Hacohen, who is pursuing a PhD in Jewish Thought at the University of Haifa, is originally from Tekoa, an Israeli settlement in the West Bank, where he was heavily involved in dialogue with the Palestinians, following the path of peace-seeking Rabbi Menachem Froman.
He acknowledges that his presence can be trying for the Muslim students.
Their portrayal of Jews as pro-Israel, and therefore occupiers, and therefore a legitimate target for an attack, is not acceptable
“It is very important for me that they feel appreciated for their religious identity, but I am also there to challenge them,” said Hacohen. “For example, on the Palestinian issue, I try to make them understand that their portrayal of Jews as pro-Israel, and therefore occupiers, and therefore a legitimate target for an attack, is not acceptable.”
In schools where the population is largely of Swedish origin, the conversation is different.
“We focus on how the Swedish society needs to open up to the fact that some people have an identity which is important for them to show in the public sphere, something generally not considered acceptable here,” Hacohen explained.
Amanah also organizes a beit midrash/madrassa (study hall in Hebrew and Arabic) every two months, delving into religious texts of both faiths on issues of mutual interest, such as the biblical episode of the binding of Isaac (or Ishmael according to the Muslim read), ritual slaughter, and circumcision.

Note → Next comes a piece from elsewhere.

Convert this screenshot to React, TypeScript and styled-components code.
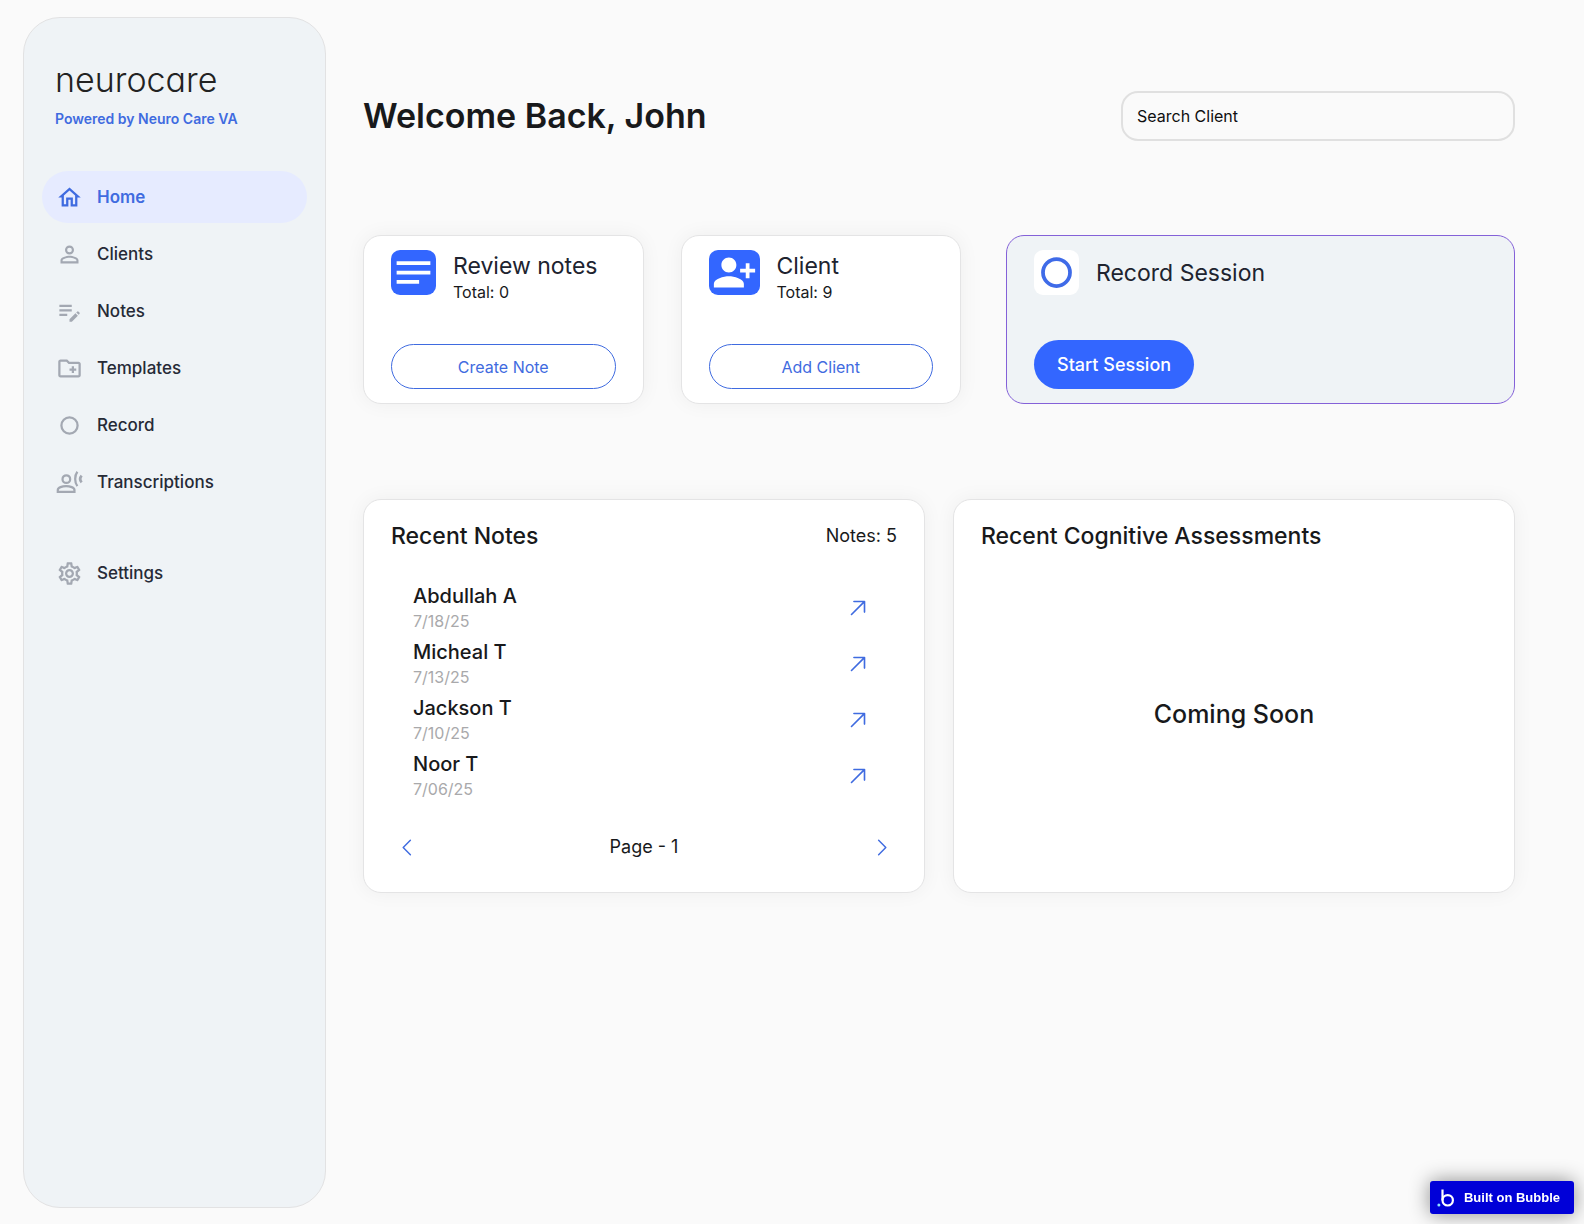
import React from "react";
import styled, { createGlobalStyle } from "styled-components";
import {
  MdEditNote,
  MdNotes,
  MdOutlineCreateNewFolder,
  MdOutlineHome,
  MdOutlineSettings,
  MdPersonAddAlt1,
  MdPersonOutline,
} from "react-icons/md";
import { PiArrowUpRight, PiCaretLeft, PiCaretRight } from "react-icons/pi";

const GlobalStyle = createGlobalStyle`
  *, *::before, *::after { box-sizing: border-box; }
  body {
    margin: 0;
    background: #fafafa;
    color: #18191b;
    font-family: Inter, "Liberation Sans", sans-serif;
  }
  h1, h2, p, ul { margin: 0; padding: 0; }
  ul { list-style: none; }
  button, input { font: inherit; }
  button { cursor: pointer; }
`;

const Page = styled.div`
  display: flex;
  align-items: stretch;
  gap: 37px;
  min-height: 100vh;
  padding: 17px 69px 16px 23px;
`;

const Sidebar = styled.aside`
  flex: 0 0 303px;
  padding: 40px 18px;
  border: 1px solid #e2e2e3;
  border-radius: 37px;
  background: #eff3f6;
`;

const Brand = styled.div`
  padding: 0 13px;
`;

const Wordmark = styled.div`
  color: #222;
  font-size: 34px;
  font-weight: 300;
  font-feature-settings: "cv11";
  line-height: 44px;
`;

const Tagline = styled.p`
  margin-top: 7px;
  color: #3f6be0;
  font-size: 14px;
  font-weight: 600;
  line-height: 20px;
`;

const NavList = styled.ul`
  display: flex;
  flex-direction: column;
  gap: 5px;
  margin-top: 42px;
`;

const NavItem = styled.li<{ $apart?: boolean }>`
  margin-top: ${(p) => (p.$apart ? "34px" : "0")};
`;

const NavLink = styled.a<{ $active?: boolean }>`
  display: flex;
  align-items: center;
  gap: 14px;
  height: 52px;
  padding: 0 14px;
  border-radius: 26px;
  background: ${(p) => (p.$active ? "#e6ebff" : "transparent")};
  color: ${(p) => (p.$active ? "#3f6be0" : "#262a36")};
  font-size: 17px;
  font-weight: ${(p) => (p.$active ? 600 : 500)};
  line-height: 24px;
  text-decoration: none;

  svg {
    flex: none;
    color: ${(p) => (p.$active ? "#3f6be0" : "#a3a8b2")};
  }
`;

const Main = styled.main`
  flex: 1;
  min-width: 0;
  padding-top: 74px;
`;

const Header = styled.header`
  display: flex;
  align-items: center;
  justify-content: space-between;
  gap: 24px;
`;

const Title = styled.h1`
  font-size: 34px;
  font-weight: 600;
  line-height: 44px;
`;

const SearchInput = styled.input`
  width: 394px;
  height: 50px;
  padding: 0 14px;
  border: 2px solid #e0e0e0;
  border-radius: 17px;
  background: transparent;
  color: #0f0f10;
  font-size: 16px;

  &::placeholder {
    color: #0f0f10;
    opacity: 1;
  }
`;

const Actions = styled.section`
  display: grid;
  grid-template-columns: minmax(0, 598fr) minmax(0, 509fr);
  gap: 45px;
  margin-top: 94px;
`;

const CardPair = styled.div`
  display: grid;
  grid-template-columns: 1fr 1fr;
  gap: 37px;
`;

const Card = styled.article<{ $accent?: boolean }>`
  display: flex;
  flex-direction: column;
  align-items: ${(p) => (p.$accent ? "flex-start" : "stretch")};
  justify-content: space-between;
  min-height: 169px;
  padding: 14px 27px;
  border: 1px solid ${(p) => (p.$accent ? "#8461d8" : "#e4e4e5")};
  border-radius: 18px;
  background: ${(p) => (p.$accent ? "#eff3f6" : "#fff")};
  box-shadow: ${(p) => (p.$accent ? "none" : "0 0 20px rgba(0, 0, 0, 0.05)")};
`;

const CardHead = styled.div<{ $center?: boolean }>`
  display: flex;
  align-items: ${(p) => (p.$center ? "center" : "flex-start")};
  gap: 17px;
`;

const IconTile = styled.span<{ $wide?: boolean; $light?: boolean }>`
  display: flex;
  flex: none;
  align-items: center;
  justify-content: center;
  width: ${(p) => (p.$wide ? "51px" : "45px")};
  height: 45px;
  border-radius: 9px;
  background: ${(p) => (p.$light ? "#fff" : "#3366ff")};
  color: ${(p) => (p.$light ? "#3f6be8" : "#fff")};
`;

const CardTitle = styled.h2`
  color: #20232f;
  font-size: 23px;
  font-weight: 400;
  line-height: 32px;
`;

const CardMeta = styled.p`
  font-size: 16px;
  line-height: 20px;
`;

const OutlineButton = styled.button`
  height: 45px;
  border: 1px solid #3f6be0;
  border-radius: 23px;
  background: #fff;
  color: #3f6be0;
  font-size: 16px;
`;

const SolidButton = styled.button`
  height: 49px;
  padding: 0 23px;
  border: 0;
  border-radius: 25px;
  background: #3366ff;
  color: #fff;
  font-size: 18px;
  font-weight: 500;
`;

const Panels = styled.section`
  display: grid;
  grid-template-columns: repeat(2, minmax(0, 1fr));
  gap: 28px;
  margin-top: 95px;
`;

const Panel = styled.article`
  display: flex;
  flex-direction: column;
  min-height: 394px;
  padding: 20px 27px 16px;
  border: 1px solid #e4e4e5;
  border-radius: 18px;
  background: #fff;
  box-shadow: 0 0 20px rgba(0, 0, 0, 0.05);
`;

const PanelHead = styled.div`
  display: flex;
  align-items: center;
  justify-content: space-between;
`;

const PanelTitle = styled.h2`
  font-size: 23px;
  font-weight: 500;
  line-height: 32px;
`;

const Count = styled.p`
  font-size: 18px;
  line-height: 32px;
`;

const NoteList = styled.ul`
  display: flex;
  flex-direction: column;
  gap: 6px;
  margin-top: 31px;
  padding: 0 23px 0 22px;
`;

const NoteRow = styled.li`
  display: flex;
  align-items: center;
  justify-content: space-between;
`;

const NoteName = styled.p`
  font-size: 20px;
  font-weight: 500;
  line-height: 26px;
`;

const NoteDate = styled.p`
  color: #a9a9ab;
  font-size: 16px;
  line-height: 24px;
`;

const IconButton = styled.button`
  display: flex;
  align-items: center;
  justify-content: center;
  width: 32px;
  height: 32px;
  padding: 0;
  border: 0;
  background: transparent;
  color: #3f6be0;
`;

const Pager = styled.nav`
  display: flex;
  align-items: center;
  justify-content: space-between;
  margin-top: auto;
  padding-bottom: 13px;
`;

const PageLabel = styled.span`
  font-size: 18px;
  line-height: 32px;
`;

const ComingSoon = styled.p`
  display: flex;
  flex: 1;
  align-items: center;
  justify-content: center;
  font-size: 25px;
  font-weight: 500;
  line-height: 32px;
`;

const BubbleBadge = styled.a`
  position: fixed;
  right: 10px;
  bottom: 10px;
  display: flex;
  align-items: center;
  gap: 9px;
  height: 33px;
  padding: 0 14px 0 7px;
  border-radius: 3px;
  background: #0000d8;
  box-shadow: 0 0 20px rgba(0, 0, 0, 0.45);
  color: #fff;
  font-family: "Liberation Sans", Arial, sans-serif;
  font-size: 13px;
  font-weight: 700;
  text-decoration: none;
`;

const RingIcon = ({ size, stroke }: { size: number; stroke: number }) => (
  <svg width={size} height={size} viewBox="0 0 24 24" fill="none" aria-hidden="true">
    <circle cx="12" cy="12" r="7.2" stroke="currentColor" strokeWidth={stroke} />
  </svg>
);

const VoiceIcon = ({ size }: { size: number }) => (
  <svg width={size} height={size} viewBox="0 0 24 24" fill="none" aria-hidden="true">
    <g stroke="currentColor" strokeWidth="2">
      <circle cx="9.2" cy="9" r="3.4" />
      <path d="M1.6 20.4V18.6C1.6 16.4 5.6 15.2 9 15.2S16.4 16.4 16.4 18.6V20.4Z" />
      <path d="M19 2.4C16.4 5.8 16.4 11.8 19 15.2" />
      <path d="M22.8 5.8C21.2 7.6 21.2 10 22.8 11.8" strokeWidth="2.4" />
    </g>
  </svg>
);

const BubbleMark = () => (
  <svg width="18" height="20" viewBox="0 0 18 20" fill="none" aria-hidden="true">
    <circle cx="10.7" cy="12.3" r="5.2" stroke="#fff" strokeWidth="2.2" />
    <path d="M5.5 1.5V12.3" stroke="#fff" strokeWidth="2.2" />
    <circle cx="1.9" cy="17" r="1.5" fill="#8fe3ff" />
  </svg>
);

const NAV = [
  { label: "Home", icon: <MdOutlineHome size={27} />, active: true },
  { label: "Clients", icon: <MdPersonOutline size={27} /> },
  { label: "Notes", icon: <MdEditNote size={27} /> },
  { label: "Templates", icon: <MdOutlineCreateNewFolder size={27} /> },
  { label: "Record", icon: <RingIcon size={27} stroke={2} /> },
  { label: "Transcriptions", icon: <VoiceIcon size={27} /> },
  { label: "Settings", icon: <MdOutlineSettings size={27} />, apart: true },
];

const NOTES = [
  { name: "Abdullah A", date: "7/18/25" },
  { name: "Micheal T", date: "7/13/25" },
  { name: "Jackson T", date: "7/10/25" },
  { name: "Noor T", date: "7/06/25" },
];

export default function App() {
  return (
    <>
      <GlobalStyle />
      <Page>
        <Sidebar>
          <Brand>
            <Wordmark>neurocare</Wordmark>
            <Tagline>Powered by Neuro Care VA</Tagline>
          </Brand>
          <nav aria-label="Main">
            <NavList>
              {NAV.map((item) => (
                <NavItem key={item.label} $apart={item.apart}>
                  <NavLink href="#" $active={item.active}>
                    {item.icon}
                    {item.label}
                  </NavLink>
                </NavItem>
              ))}
            </NavList>
          </nav>
        </Sidebar>

        <Main>
          <Header>
            <Title>Welcome Back, John</Title>
            <SearchInput type="text" placeholder="Search Client" aria-label="Search Client" />
          </Header>

          <Actions>
            <CardPair>
              <Card>
                <CardHead>
                  <IconTile>
                    <MdNotes size={45} />
                  </IconTile>
                  <div>
                    <CardTitle>Review notes</CardTitle>
                    <CardMeta>Total: 0</CardMeta>
                  </div>
                </CardHead>
                <OutlineButton type="button">Create Note</OutlineButton>
              </Card>
              <Card>
                <CardHead>
                  <IconTile $wide>
                    <MdPersonAddAlt1 size={45} />
                  </IconTile>
                  <div>
                    <CardTitle>Client</CardTitle>
                    <CardMeta>Total: 9</CardMeta>
                  </div>
                </CardHead>
                <OutlineButton type="button">Add Client</OutlineButton>
              </Card>
            </CardPair>
            <Card $accent>
              <CardHead $center>
                <IconTile $light>
                  <RingIcon size={45} stroke={2} />
                </IconTile>
                <CardTitle>Record Session</CardTitle>
              </CardHead>
              <SolidButton type="button">Start Session</SolidButton>
            </Card>
          </Actions>

          <Panels>
            <Panel>
              <PanelHead>
                <PanelTitle>Recent Notes</PanelTitle>
                <Count>Notes: 5</Count>
              </PanelHead>
              <NoteList>
                {NOTES.map((note) => (
                  <NoteRow key={note.name}>
                    <div>
                      <NoteName>{note.name}</NoteName>
                      <NoteDate>{note.date}</NoteDate>
                    </div>
                    <IconButton type="button" aria-label={`Open note for ${note.name}`}>
                      <PiArrowUpRight size={26} />
                    </IconButton>
                  </NoteRow>
                ))}
              </NoteList>
              <Pager aria-label="Notes pages">
                <IconButton type="button" aria-label="Previous page">
                  <PiCaretLeft size={23} />
                </IconButton>
                <PageLabel>Page - 1</PageLabel>
                <IconButton type="button" aria-label="Next page">
                  <PiCaretRight size={23} />
                </IconButton>
              </Pager>
            </Panel>
            <Panel>
              <PanelTitle>Recent Cognitive Assessments</PanelTitle>
              <ComingSoon>Coming Soon</ComingSoon>
            </Panel>
          </Panels>
        </Main>
      </Page>
      <BubbleBadge href="#">
        <BubbleMark />
        Built on Bubble
      </BubbleBadge>
    </>
  );
}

“The beit midrash for me is a dream: 80 people learning together, men, women, religious, secular, half of them Muslim and half Jewish. People from both sides arrived skeptical about sitting in a room with the other, but they are slowly changing their attitude and the number of participants is growing,” Hacohen said.
The rabbi also emphasizes that he and Barakat make a point in speaking up about cases of anti-Semitism or Islamophobia, and they are already witnessing the first fruits of their efforts.

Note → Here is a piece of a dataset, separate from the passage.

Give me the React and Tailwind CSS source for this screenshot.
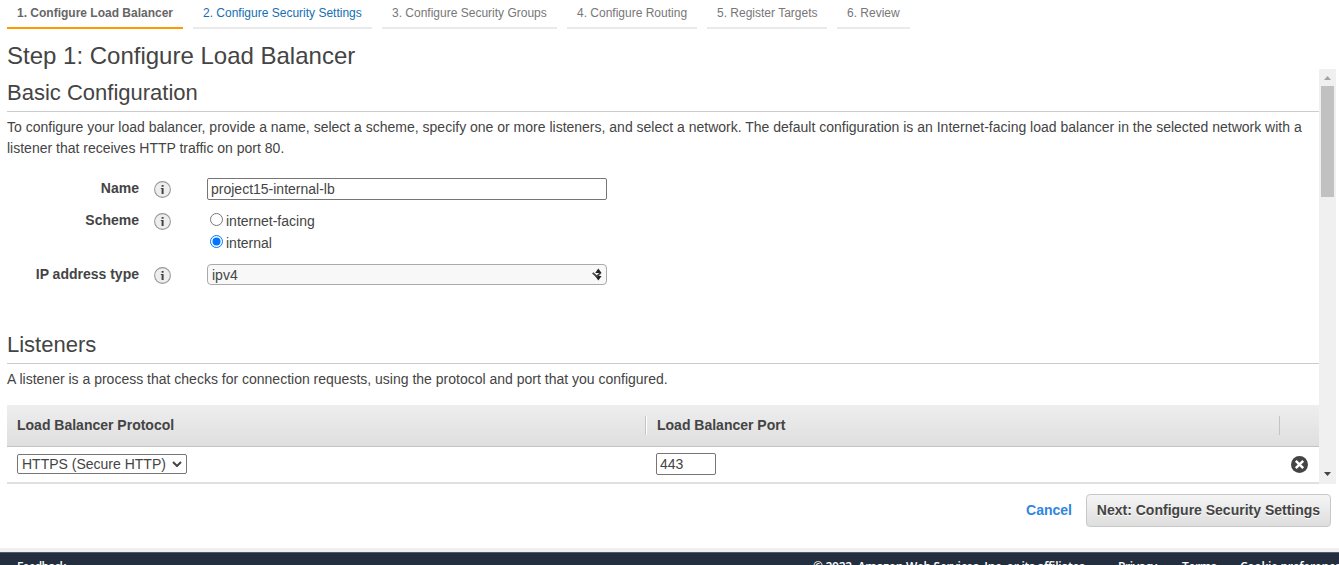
const steps = [
  { label: '1. Configure Load Balancer', cls: 'w-[176px] font-bold text-[#666] border-[#ff9900]' },
  { label: '2. Configure Security Settings', cls: 'w-[179px] text-[#146eb4] border-[#eaeaea]' },
  { label: '3. Configure Security Groups', cls: 'w-[175px] text-[#777] border-[#eaeaea]' },
  { label: '4. Configure Routing', cls: 'w-[130px] text-[#777] border-[#eaeaea]' },
  { label: '5. Register Targets', cls: 'w-[120px] text-[#777] border-[#eaeaea]' },
  { label: '6. Review', cls: 'w-[73px] text-[#777] border-[#eaeaea]' },
];

function InfoIcon() {
  return (
    <svg className="ml-[15px] mt-px h-[17px] w-[17px] shrink-0" viewBox="0 0 17 17">
      <circle cx="8.5" cy="8.5" r="7.9" fill="#eee" stroke="#999" strokeWidth="1.1" />
      <path d="M7.6 4h2v1.8h-2zM6.8 7h2.8v6h-2V8h-.8z" fill="#444" />
    </svg>
  );
}

function Label({ children }) {
  return (
    <div className="flex w-[200px] shrink-0">
      <span className="w-[132px] whitespace-nowrap text-right font-bold leading-[16px]">{children}</span>
      <InfoIcon />
    </div>
  );
}

function SectionTitle({ children }) {
  return <h2 className="h-[34px] border-b border-[#ccc] text-[22px] leading-[30px]">{children}</h2>;
}

function Radio({ checked, children }) {
  return (
    <div className="flex h-[22px] items-center">
      <svg className="-mt-[3px] ml-[3px] mr-[3px] h-[13px] w-[13px]" viewBox="0 0 13 13">
        <circle cx="6.5" cy="6.5" r="6" fill="#fff" stroke={checked ? '#0075ff' : '#767676'} />
        {checked && <circle cx="6.5" cy="6.5" r="4" fill="#0075ff" />}
      </svg>
      <span>{children}</span>
    </div>
  );
}

export default function App() {
  return (
    <div className="flex h-[565px] w-[1339px] flex-col overflow-hidden bg-white font-['Liberation_Sans',Arial,sans-serif] text-[14px] text-[#444]">
      <nav className="flex h-[29px] shrink-0 gap-[10px] pl-[7px] text-[12px]">
        {steps.map((s) => (
          <div key={s.label} className={`h-[29px] shrink-0 whitespace-nowrap border-b-2 pl-[10px] leading-[26px] ${s.cls}`}>{s.label}</div>
        ))}
      </nav>
      <h1 className="h-[40px] shrink-0 pl-[7px] pt-[12px] text-[24px] leading-[30px]">Step 1: Configure Load Balancer</h1>

      <div className="flex h-[415px] shrink-0 pl-[7px]">
        <main className="w-[1312px] pt-[9px]">
          <SectionTitle>Basic Configuration</SectionTitle>
          <p className="mt-[5px] whitespace-nowrap leading-[21px]">
            To configure your load balancer, provide a name, select a scheme, specify one or more listeners, and select a network. The default configuration is an Internet-facing load balancer in the selected network with a<br />
            listener that receives HTTP traffic on port 80.
          </p>
          <div className="mt-[19px] flex h-[32px]">
            <div className="pt-[2px]"><Label>Name</Label></div>
            <div className="flex h-[22px] w-[400px] items-center rounded-[2px] border border-[#767676] pl-[3px]">project15-internal-lb</div>
          </div>
          <div className="flex h-[54px]">
            <div className="pt-[2px]"><Label>Scheme</Label></div>
            <div>
              <Radio>internet-facing</Radio>
              <Radio checked>internal</Radio>
            </div>
          </div>
          <div className="flex h-[66px]">
            <div className="pt-[2px]"><Label>IP address type</Label></div>
            <div className="flex h-[21px] w-[400px] items-center justify-between rounded-[4px] border border-[#aaa] bg-[#f8f8f8] pl-[4px] pr-[4px]">
              <span className="pt-[2px] leading-[17px]">ipv4</span>
              <svg className="-mt-px h-[13px] w-[10px]" viewBox="0 0 10 13">
                <path d="M3.2 5 6.3.5 9.6 5zM3.2 8h6.4L6.3 12.5z" fill="#222" />
                <path d="M.7 4.8 4.7 8.5 8.7 4.8" fill="none" stroke="#444" strokeWidth="1.8" />
              </svg>
            </div>
          </div>
          <SectionTitle>Listeners</SectionTitle>
          <p className="mt-[5px] whitespace-nowrap leading-[21px]">A listener is a process that checks for connection requests, using the protocol and port that you configured.</p>
          <div className="mt-[15px] flex h-[42px] items-center border-b border-[#c4c4c4] bg-linear-to-b from-[#eee] to-[#dfdfdf] font-bold">
            <div className="w-[638px] pl-[10px]">Load Balancer Protocol</div>
            <div className="flex h-[19px] w-[634px] items-center border-l border-[#c4c4c4] pl-[11px] shadow-[inset_1px_0_0_#fff]">Load Balancer Port</div>
            <div className="h-[19px] w-[40px] border-l border-[#c4c4c4]" />
          </div>
          <div className="flex h-[37px] items-center border-b-2 border-[#e0e0e0]">
            <div className="w-[649px] pl-[10px]">
              <div className="-mt-px flex h-[20px] w-[170px] items-center justify-between rounded-[2px] border border-[#767676] pl-[4px] pr-[4px]">
                <span className="whitespace-nowrap">HTTPS (Secure HTTP)</span>
                <svg className="h-[6px] w-[10px]" viewBox="0 0 10 6"><path d="m1 1 4 4 4-4" fill="none" stroke="#444" strokeWidth="2" /></svg>
              </div>
            </div>
            <div className="-mt-px flex h-[22px] w-[60px] items-center rounded-[2px] border border-[#767676] pl-[3px]">443</div>
            <svg className="-mt-px ml-auto mr-[11px] h-[17px] w-[17px]" viewBox="0 0 17 17">
              <circle cx="8.5" cy="8.5" r="8.5" fill="#444" />
              <path d="m4.8 4.8 7.4 7.4M12.2 4.8l-7.4 7.4" stroke="#fff" strokeWidth="2.5" />
            </svg>
          </div>
        </main>
        <div className="flex w-[17px] flex-col items-center bg-[#f0f0f0]">
          <svg className="mt-[7px] h-[4px] w-[7px]" viewBox="0 0 7 4"><path d="M0 4 3.5 0 7 4z" fill="#a3a3a3" /></svg>
          <div className="mt-[6px] h-[111px] w-[13px] bg-[#c1c1c1]" />
          <svg className="mb-[8px] mt-auto h-[4px] w-[7px]" viewBox="0 0 7 4"><path d="m0 0 3.5 4L7 0z" fill="#444" /></svg>
        </div>
      </div>

      <div className="flex h-[64px] shrink-0 justify-end pr-[8px] pt-[10px] font-bold">
        <span className="mr-[14px] leading-[32px] text-[#2e86de]">Cancel</span>
        <div className="flex h-[33px] w-[245px] items-center justify-center whitespace-nowrap rounded-[4px] border border-[#c8c8c8] bg-linear-to-b from-[#f5f5f5] to-[#dedede] [text-shadow:0_1px_0_#fff]">Next: Configure Security Settings</div>
      </div>
      <footer className="flex h-[17px] shrink-0 overflow-hidden whitespace-nowrap border-t-4 border-[#f0f0f0] bg-[#232f3e] font-['Open_Sans',sans-serif] text-[12px] font-semibold leading-[16px] tracking-[-0.28px] text-white shadow-[inset_0_1px_0_#545b64]">
        <span className="w-[796px] shrink-0 pl-[17px] pt-[7px] tracking-[-0.8px]">Feedback</span>
        <span className="w-[322px] shrink-0 pl-[17px] pt-[7px]">© 2022, Amazon Web Services, Inc. or its affiliates.</span>
        <span className="w-[64px] shrink-0 pt-[7px] tracking-[-0.4px]">Privacy</span>
        <span className="w-[58px] shrink-0 pt-[7px] tracking-[-0.4px]">Terms</span>
        <span className="shrink-0 pt-[7px]">Cookie preferences</span>
      </footer>
    </div>
  );
}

“For example, when during a pro-Palestinian rally few months ago, the protesters shouted chants about shooting the Jews, the leaders of pro-Palestinian movements themselves visited the synagogue and put out a statement of condemnation,” Hacohen recalled.
The goal of Amanah goes beyond achieving better knowledge and understanding between the Jews and the Muslims in Sweden.
“We want to create a better civil society for everyone,” Hacohen concluded. “If we succeed, the city of Malmo could show the way for a viable future in Europe. Because we will prove that if something like this can be done in Malmo, it can be done anywhere else.”